Trump Warns Erdogan: Don’t Be ‘Tough Guy’ or ‘Fool’ (11:43 p.m.)
Trump wrote a letter to Erdogan calling on him to “work out a good deal!” and warning him not to be a “tough guy” or “fool.”
“History will look upon you favorably if you get this done the right and humane way,” according to the Oct. 9 letter, reported earlier by Fox Business Network and confirmed by the White House. “It will look upon you forever as the devil if good things don’t happen.”
UN Security Council Expresses Concern Over IS (10:30 p.m.)
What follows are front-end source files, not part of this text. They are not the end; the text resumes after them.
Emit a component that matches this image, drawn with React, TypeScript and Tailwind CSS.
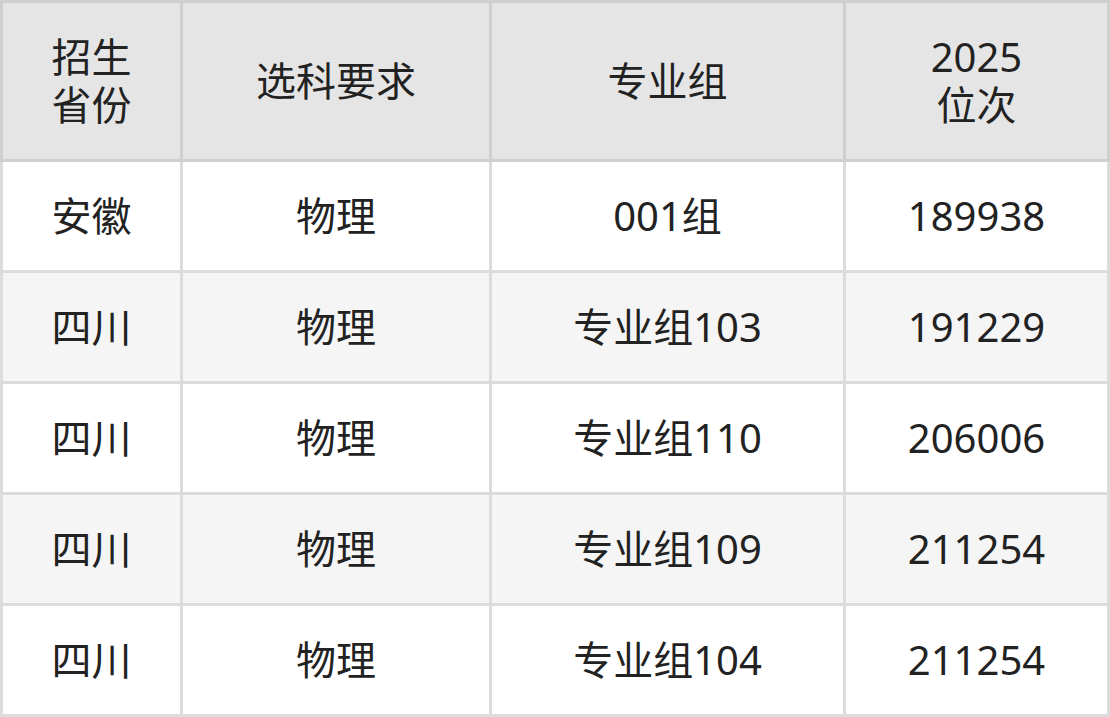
import React from 'react';

const rows = [
    { prov: '安徽', req: '物理', group: '001组', rank: '189938' },
    { prov: '四川', req: '物理', group: '专业组103', rank: '191229' },
    { prov: '四川', req: '物理', group: '专业组110', rank: '206006' },
    { prov: '四川', req: '物理', group: '专业组109', rank: '211254' },
    { prov: '四川', req: '物理', group: '专业组104', rank: '211254' },
];

const cols = 'grid grid-cols-[177px_306px_351px_261px] gap-[3px]';

export default function App() {
    return (
        <div
            className="w-[1110px] h-[717px] bg-white text-[40px] leading-[1.2] text-[#222]"
            style={{ fontFamily: '"Noto Sans", "Noto Sans CJK SC", sans-serif' }}
        >
            <div className={`${cols} bg-[#cfcfcf] p-[3px]`}>
                <div className="h-[156px] bg-[#e5e5e5] flex items-center justify-center text-center">
                    招生<br />省份
                </div>
                <div className="h-[156px] bg-[#e5e5e5] flex items-center justify-center">选科要求</div>
                <div className="h-[156px] bg-[#e5e5e5] flex items-center justify-center">专业组</div>
                <div className="h-[156px] bg-[#e5e5e5] flex items-center justify-center text-center">
                    2025<br />位次
                </div>
            </div>
            <div className={`${cols} bg-[#dcdcdc] px-[3px] pb-[3px]`}>
                {rows.map((r, i) => {
                    const bg = i % 2 === 1 ? 'bg-[#f5f5f5]' : 'bg-white';
                    return (
                        <React.Fragment key={i}>
                            <div className={`h-[108px] ${bg} flex items-center justify-center`}>{r.prov}</div>
                            <div className={`h-[108px] ${bg} flex items-center justify-center`}>{r.req}</div>
                            <div className={`h-[108px] ${bg} flex items-center justify-center`}>{r.group}</div>
                            <div className={`h-[108px] ${bg} flex items-center justify-center`}>{r.rank}</div>
                        </React.Fragment>
                    );
                })}
            </div>
        </div>
    );
}
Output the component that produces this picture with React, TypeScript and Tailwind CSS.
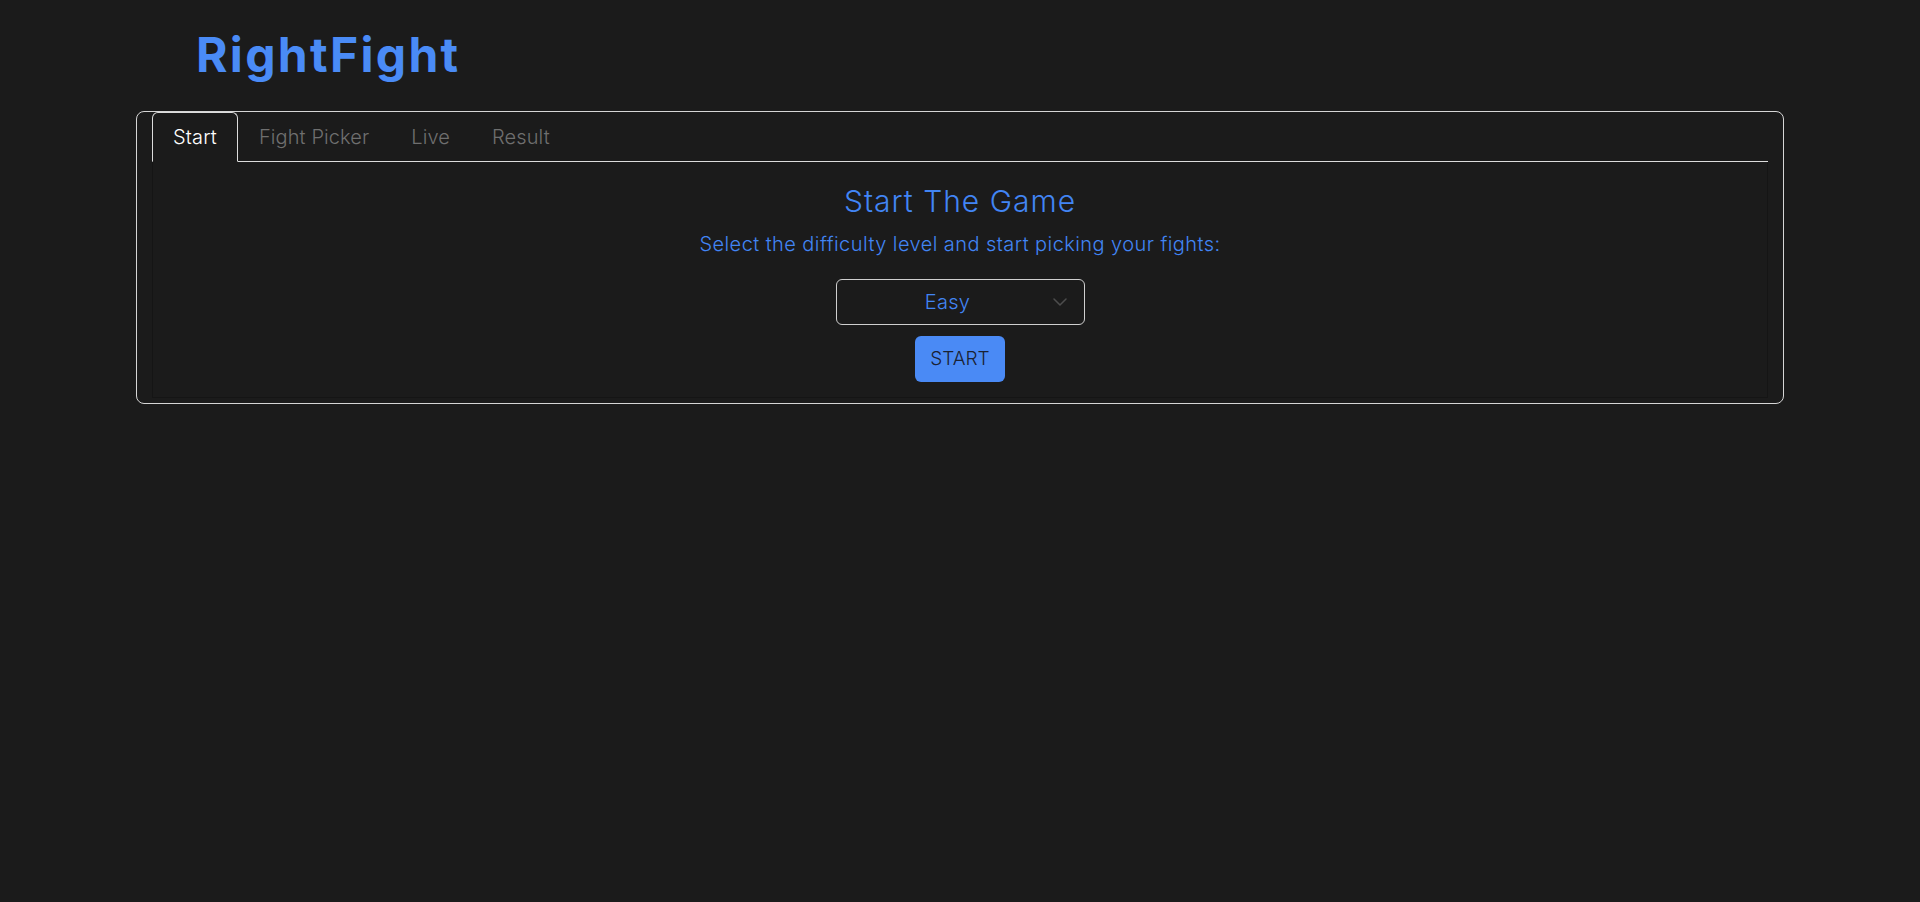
const tabs = ["Start", "Fight Picker", "Live", "Result"];

export default function App() {
  const active = "Start";

  return (
    <div className="min-h-screen bg-[#1b1b1b] font-['Inter',sans-serif]">
      <div className="px-[136px]">
        <h1 className="pl-[60px] pt-[26px] text-[48px] font-bold leading-[58px] tracking-[0.048em] text-[#4a8bf6]">
          RightFight
        </h1>

        <div className="mt-[27px] rounded-lg border border-[#d6d6d6] px-[15px] pb-[5px]">
          <div className="flex border-b border-[#dcdcdc]">
            {tabs.map((tab) => (
              <div
                key={tab}
                className={
                  tab === active
                    ? "-mb-px rounded-t-md border border-[#dcdcdc] border-b-[#1b1b1b] bg-[#1b1b1b] px-5 py-[9px] text-[20px] font-light leading-[30px] tracking-[0.15px] text-white"
                    : "-mb-px border border-transparent px-5 py-[9px] text-[20px] font-light leading-[30px] tracking-[0.1px] text-[#6f6f6f]"
                }
              >
                {tab}
              </div>
            ))}
          </div>

          <div className="flex flex-col items-center border-x border-b border-[#151515] pb-[15px]">
            <h2 className="mt-[21px] text-[30px] font-light leading-[36px] tracking-[1px] text-[#4285f4]">
              Start The Game
            </h2>
            <p className="mt-[11px] text-[20px] font-light leading-[28px] tracking-[0.43px] text-[#4285f4]">
              Select the difficulty level and start picking your fights:
            </p>

            <div className="mt-[21px] flex h-[46px] w-[249px] items-center rounded-md border border-[#cfcfcf] pl-[20px] pr-[17px]">
              <span className="flex-1 text-center text-[20px] font-light tracking-[0.3px] text-[#4285f4]">Easy</span>
              <svg width="14" height="8" viewBox="0 0 14 8" fill="none" className="ml-[14px]">
                <path d="M1 1l6 6 6-6" stroke="#4d4d4d" strokeWidth="1.5" strokeLinecap="round" strokeLinejoin="round" />
              </svg>
            </div>

            <button className="mt-[11px] flex h-[46px] w-[90px] items-center justify-center rounded-md bg-[#4a8af5] text-[19px] font-light text-[#1a2233]">
              START
            </button>
          </div>
        </div>
      </div>
    </div>
  );
}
The United Nations Security Council, deeply divided over Syria since civil war broke out in 2011, issued a statement Wednesday expressing “deep concern” over the risk of the dispersion of terrorists from groups including Islamic State and “over the risk of a further deterioration of the humanitarian situation.”
Syrian Military Forces Enter Key Town of Kobani (8:42 p.m.)
Syrian government forces entered the strategic border town of Kobani Wednesday night, the U.K.-based Syrian Observatory for Human Rights reported, as part of a deal with Kurdish fighters to fend off Turkey’s offensive on the border. Syrian troops also expanded their deployment in the northeastern province of Raqqa earlier in the day, state-run Sana news agency said, showing images of troops carrying their national flag and pictures of Assad as they made their way into the area. Kobani carries a particular symbolic resonance as Kurdish forces backed by U.S. air power ended Islamic State’s hold over the town and its environs in a grueling months-long battle in 2014-2015 that was widely seen as a turning point in the war against the jihadist group.